How Cloud Connect SIMs handle Chirundu
Multi-IMSI architecture means the SIM has a MTN IMSI ready to activate as soon as the truck crosses. The applet selects the strongest of MTN Zambia, or Airtel Zambia by current signal strength. Local breakout means the data routes locally rather than back through a South African or European core, which matters for response-time-sensitive applications like real-time dashcam upload and live cargo-seal monitoring.
The compliance side is where Chirundu specifically benefits from this architecture:
TAPA certification continuity. TAPA-compliant transport requires continuous monitoring. Multi-IMSI SIMs deliver the continuity automatically.
ASYCUDA API integration. The Automated System for Customs Data is used by 90+ countries and is increasingly required on cross-border tenders. ASYCUDA integration depends on reliable IoT data feeds.
Electronic cargo tracking. Tier 1 corridor tender requirements specifically call for electronic cargo tracking systems that don’t lose continuity at borders. RECTS on the Northern Corridor is the most mature example, but the model is spreading.
The 2,000-SIM fleet trial running across Southern Africa for four months reported no support tickets, no manual swaps, no downtime at Chirundu specifically. That’s not a marketing claim — it’s the customer’s own log.
What to look at next
If you’re running copper-belt traffic, refined commodities, or anything that touches the rising tender-requirement stack (ISO 14001, TAPA, ASYCUDA, electronic cargo tracking), the connectivity strategy at Chirundu is the difference between a tender-eligible operation and one that gets disqualified at the gate. The cheapest way to find out whether your current setup is exposed is to put a Cloud Connect SIM on a single truck for thirty days and compare the connectivity log against the rest of your fleet on the same route.
Frequently asked
Does Cloud Connect support local breakout in Zambia?
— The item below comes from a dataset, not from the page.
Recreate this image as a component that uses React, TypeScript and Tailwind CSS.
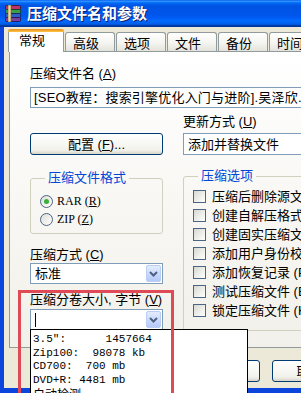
import React from "react";

const Chevron = () => (
  <svg width="9" height="6" viewBox="0 0 9 6">
    <path d="M1 1 L4.5 4.5 L8 1" fill="none" stroke="#4D6185" strokeWidth="2" />
  </svg>
);

const Combo = ({ text, cursor, h = 21 }: { text?: string; cursor?: boolean; h?: number }) => (
  <div
    className="flex items-center bg-white border border-[#7F9DB9] pl-[4px] pr-[1px]"
    style={{ height: h }}
  >
    <div className="flex-1 text-[13px] leading-[15px] whitespace-nowrap overflow-hidden text-black">
      {cursor ? <span className="inline-block w-px h-[14px] bg-black align-middle" /> : text}
    </div>
    <div className="w-[15px] h-[17px] rounded-[2px] border border-[#BACDF5] bg-[linear-gradient(to_bottom,#E4ECFE,#B4C9F8)] flex items-center justify-center">
      <Chevron />
    </div>
  </div>
);

const Check = ({ label }: { label: string }) => (
  <div className="flex items-center h-[19px] gap-[6px] whitespace-nowrap">
    <div className="w-[13px] h-[13px] shrink-0 border border-[#4B6584] bg-[linear-gradient(135deg,#D8D8D2,#FFFFFF)]" />
    <span className="text-[13px] leading-[15px]">{label}</span>
  </div>
);

const Radio = ({ label, on }: { label: React.ReactNode; on?: boolean }) => (
  <div className="flex items-center h-[14px] gap-[4px]">
    <div className="w-[13px] h-[13px] rounded-full border border-[#4B6584] bg-[linear-gradient(135deg,#DCDCD7,#FFFFFF)] flex items-center justify-center">
      {on && <div className="w-[5px] h-[5px] rounded-full bg-[#3AAE3A]" />}
    </div>
    <span className="text-[12px] leading-[14px] font-['Liberation_Serif','Noto_Sans_CJK_SC',serif]">{label}</span>
  </div>
);

const U = ({ c }: { c: string }) => <span className="underline">{c}</span>;

const Tab = ({ label, active }: { label: string; active?: boolean }) =>
  active ? (
    <div className="relative shrink-0 w-[56px] h-[23px] border-x border-[#919B9C] rounded-t-[3px] bg-white flex pl-[10px] pt-[4px] text-[13px] leading-[15px]">
      <div className="absolute left-[-1px] right-[-1px] top-0 h-[3px] rounded-t-[3px] bg-[linear-gradient(to_bottom,#E68B2C,#FFC73C)]" />
      {label}
    </div>
  ) : (
    <div className="shrink-0 w-[50px] h-[19px] mb-[1px] ml-[1px] border border-b-0 border-[#919B9C] rounded-t-[3px] bg-[linear-gradient(to_bottom,#FFFFFF,#F3F3EF_60%,#E3E2DA)] flex pl-[7px] pt-[3px] text-[13px] leading-[15px]">
      {label}
    </div>
  );

const XPButton = ({ children, w }: { children?: React.ReactNode; w: number }) => (
  <div
    className="h-[22px] shrink-0 rounded-[3px] border border-[#003C74] bg-[linear-gradient(to_bottom,#FFFFFF,#F2F2EC_80%,#D9D4C8)] flex items-center justify-center text-[13px] leading-[15px]"
    style={{ width: w }}
  >
    {children}
  </div>
);

export default function App() {
  return (
    <div className="relative w-[301px] h-[393px] overflow-hidden bg-[#ECE9D8] flex flex-col text-black font-['Liberation_Sans','Noto_Sans_CJK_SC',sans-serif]">
      {/* Title bar */}
      <div className="h-[27px] shrink-0 flex items-center pl-[5px] gap-[6px] bg-[linear-gradient(to_bottom,#0058EE_0%,#3593FF_4%,#288EFF_6%,#127DFF_8%,#036FFC_10%,#0262EE_14%,#0057E5_20%,#0054E3_24%,#0055EB_56%,#005BF5_66%,#026AFE_76%,#0062EF_86%,#0052D6_92%,#0040AB_94%,#003092_100%)]">
        <svg width="16" height="17" viewBox="0 0 16 17">
          <rect x="0.5" y="0.5" width="15" height="4" rx="1" fill="#B8336A" stroke="#3A1030" strokeWidth="0.8" />
          <rect x="0.5" y="4.5" width="15" height="4" rx="1" fill="#3C9E48" stroke="#123A18" strokeWidth="0.8" />
          <rect x="0.5" y="8.5" width="15" height="4" rx="1" fill="#2D5FC4" stroke="#0E2150" strokeWidth="0.8" />
          <rect x="0.5" y="12.5" width="15" height="4" rx="1" fill="#7B3FA0" stroke="#2A1040" strokeWidth="0.8" />
          <rect x="3" y="0" width="3" height="17" fill="#E8D8A8" stroke="#6B5A30" strokeWidth="0.6" />
        </svg>
        <span className="text-white font-bold text-[15px] leading-[17px] [text-shadow:1px_1px_0_#0A1E6E]">
          压缩文件名和参数
        </span>
      </div>

      <div className="flex flex-1 min-h-0">
        <div className="w-[4px] shrink-0 bg-[#0B45DC]" />
        <div className="flex-1 min-w-0 flex flex-col pt-[2px]">
          {/* Tabs */}
          <div className="relative z-10 flex items-end h-[23px] -mb-px pl-[4px] shrink-0">
            <Tab label="常规" active />
            <Tab label="高级" />
            <Tab label="选项" />
            <Tab label="文件" />
            <Tab label="备份" />
            <Tab label="时间" />
          </div>

          {/* Panel */}
          <div className="ml-[5px] w-[340px] h-[297px] shrink-0 border border-[#919B9C] bg-[linear-gradient(to_bottom,#FFFFFF,#F7F6F2_60%,#F1F0EA)] pl-[20px] pt-[15px]">
            <div className="text-[13px] leading-[14px]">
              压缩文件名 (<U c="A" />)
            </div>
            <div className="mt-[6px] h-[21px] border border-[#7F9DB9] bg-white flex items-center pl-[3px] text-[13px] leading-[15px] tracking-[0.2px] whitespace-nowrap overflow-hidden">
              [SEO教程：搜索引擎优化入门与进阶].吴泽欣.rar
            </div>

            <div className="flex gap-[20px] items-start">
              {/* Left column */}
              <div className="w-[133px] shrink-0 flex flex-col">
                <div className="mt-[25px]">
                  <XPButton w={133}>
                    <span className="h-[20px] flex items-center">
                      配置 (<U c="F" />)...
                    </span>
                  </XPButton>
                </div>
                <fieldset className="mt-[16px] border border-[#D0D0BF] rounded-[3px] pl-[9px] pt-[9px] pb-[7px]">
                  <legend className="ml-[5px] px-[3px] text-[13px] leading-[14px] text-[#0046D5]">压缩文件格式</legend>
                  <div className="flex flex-col gap-[4px]">
                    <Radio on label={<>RAR (<U c="R" />)</>} />
                    <Radio label={<>ZIP (<U c="Z" />)</>} />
                  </div>
                </fieldset>
                <div className="mt-[14px] text-[13px] leading-[14px] whitespace-nowrap">
                  压缩方式 (<U c="C" />)
                </div>
                <div className="mt-[1px]">
                  <Combo text="标准" />
                </div>
                <div className="mt-[9px] text-[13px] leading-[14px] whitespace-nowrap">
                  压缩分卷大小, 字节 (<U c="V" />)
                </div>
                <div className="mt-[2px]">
                  <Combo cursor />
                </div>
              </div>

              {/* Right column */}
              <div className="w-[160px] shrink-0 flex flex-col">
                <div className="mt-[7px] text-[13px] leading-[14px] whitespace-nowrap">
                  更新方式 (<U c="U" />)
                </div>
                <div className="mt-[4px]">
                  <Combo text="添加并替换文件" h={22} />
                </div>
                <fieldset className="mt-[14px] h-[162px] border border-[#D0D0BF] rounded-[3px] pl-[9px] pt-[4px]">
                  <legend className="ml-[5px] px-[3px] text-[13px] leading-[14px] text-[#0046D5]">压缩选项</legend>
                  <Check label="压缩后删除源文件 (D)" />
                  <Check label="创建自解压格式压缩文件 (X)" />
                  <Check label="创建固实压缩文件 (S)" />
                  <Check label="添加用户身份校验信息 (T)" />
                  <Check label="添加恢复记录 (P)" />
                  <Check label="测试压缩文件 (E)" />
                  <Check label="锁定压缩文件 (K)" />
                </fieldset>
              </div>
            </div>
          </div>

          {/* Bottom buttons */}
          <div className="flex mt-[12px] ml-[181px] gap-[12px] shrink-0">
            <XPButton w={75}>确定</XPButton>
            <XPButton w={75}>取消</XPButton>
          </div>
        </div>
      </div>
      <div className="h-[5px] shrink-0 bg-[#0B45DC]" />

      {/* Open dropdown list */}
      <div className="absolute left-[30px] top-[329px] w-[218px] h-[80px] bg-white border border-black pl-[2px] pt-[3px] font-['Liberation_Mono',monospace] text-[11px] leading-[13.5px] whitespace-pre text-black">
        <div>{'3.5":      1457664'}</div>
        <div>{"Zip100:  98078 kb"}</div>
        <div>{"CD700:  700 mb"}</div>
        <div>{"DVD+R: 4481 mb"}</div>
        <div className="font-['Noto_Sans_CJK_SC',sans-serif] text-[12px]">自动检测</div>
      </div>

      {/* Red annotation frame */}
      <div className="absolute left-[18px] top-[290px] w-[156px] h-[120px] border-[3px] border-[#DE4A55] pointer-events-none" />
    </div>
  );
}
Yes. Local breakout via the Zambian core means routing data locally rather than backhauling through South Africa or Europe.
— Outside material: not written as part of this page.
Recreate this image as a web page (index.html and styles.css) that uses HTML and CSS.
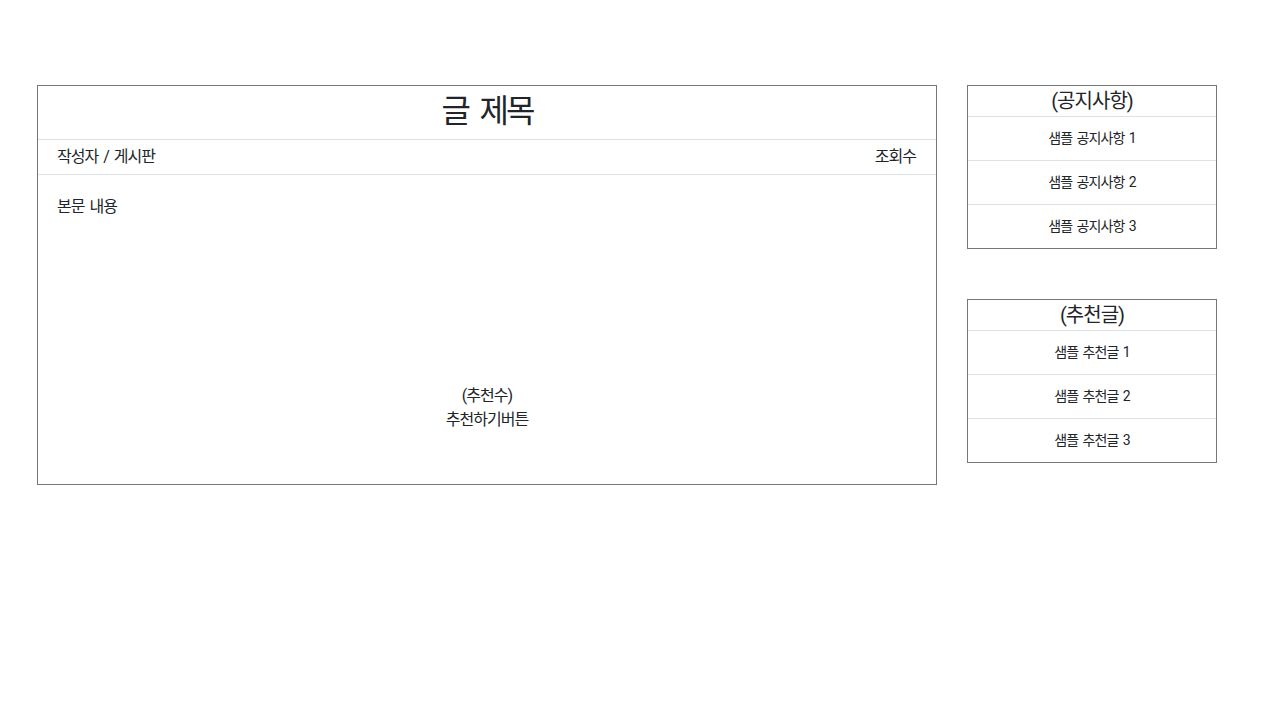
FILE: index.html
```html
<!DOCTYPE html>
<html lang="ko">
<head>
<meta charset="utf-8">
<title>글 제목</title>
<link rel="stylesheet" href="styles.css">
</head>
<body>
<div class="page">
  <main class="post">
    <div class="post-title">글 제목</div>
    <div class="post-meta">
      <span>작성자 / 게시판</span>
      <span>조회수</span>
    </div>
    <div class="post-body">
      <p class="post-text">본문 내용</p>
      <div class="recommend">
        <div>(추천수)</div>
        <div>추천하기버튼</div>
      </div>
    </div>
  </main>
  <aside class="sidebar">
    <section class="side-box">
      <div class="side-title">(공지사항)</div>
      <div class="side-item">샘플 공지사항 1</div>
      <div class="side-item">샘플 공지사항 2</div>
      <div class="side-item">샘플 공지사항 3</div>
    </section>
    <section class="side-box">
      <div class="side-title">(추천글)</div>
      <div class="side-item">샘플 추천글 1</div>
      <div class="side-item">샘플 추천글 2</div>
      <div class="side-item">샘플 추천글 3</div>
    </section>
  </aside>
</div>
</body>
</html>
```
FILE: styles.css
```css
* { box-sizing: border-box; }
html, body { margin: 0; padding: 0; background: #fff; }
body {
  font-family: Roboto, "Noto Sans CJK KR", sans-serif;
  color: #212529;
  font-size: 16px;
  line-height: 1.5;
  letter-spacing: -0.06em;
  word-spacing: 0.12em;
}
.page {
  display: flex;
  align-items: flex-start;
  gap: 30px;
  padding: 85px 0 0 37px;
}
.post {
  width: 900px;
  border: 1px solid #777;
}
.post-title {
  height: 54px;
  border-bottom: 1px solid #dee2e6;
  font-size: 32px;
  line-height: 50px;
  text-align: center;
  letter-spacing: -0.09em;
  word-spacing: 0.2em;
}
.post-meta {
  height: 35px;
  border-bottom: 1px solid #dee2e6;
  display: flex;
  justify-content: space-between;
  align-items: center;
  padding: 0 20px 0 19px;
}
.post-body {
  height: 309px;
  display: flex;
  flex-direction: column;
  padding: 20px 19px 52px;
}
.post-text { margin: 0; }
.recommend {
  margin-top: auto;
  text-align: center;
}
.sidebar {
  width: 250px;
  display: flex;
  flex-direction: column;
  gap: 50px;
}
.side-box {
  border: 1px solid #777;
}
.side-title {
  height: 31px;
  border-bottom: 1px solid #dee2e6;
  font-size: 20px;
  line-height: 30px;
  text-align: center;
}
.side-item {
  height: 44px;
  border-bottom: 1px solid #dee2e6;
  font-size: 14px;
  display: flex;
  align-items: center;
  justify-content: center;
}
.side-item:last-child { border-bottom: none; height: 43px; }
```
What about ASYCUDA and TAPA compliance?
Continuous connectivity is the operational prerequisite. We don’t sell ASYCUDA or TAPA — we keep the data feed online so that whoever does sell you those systems isn’t fighting your connectivity layer.
Can I use one SIM for a truck that does Durban → Lubumbashi?
Yes. The single SIM carries IMSIs for South Africa, Zimbabwe, Zambia and the DRC. No swap needed at any of the four border crossings on the route.
Pricing?
Africa1 for telemetry, Africa3 for high-data dashcams. Flat per-SIM monthly cost. No per-border surcharge.
Other border-post guides: Beit Bridge (SA ↔ Zimbabwe) · Lebombo / Ressano Garcia (SA ↔ Mozambique) · Kazungula (Botswana ↔ Zambia)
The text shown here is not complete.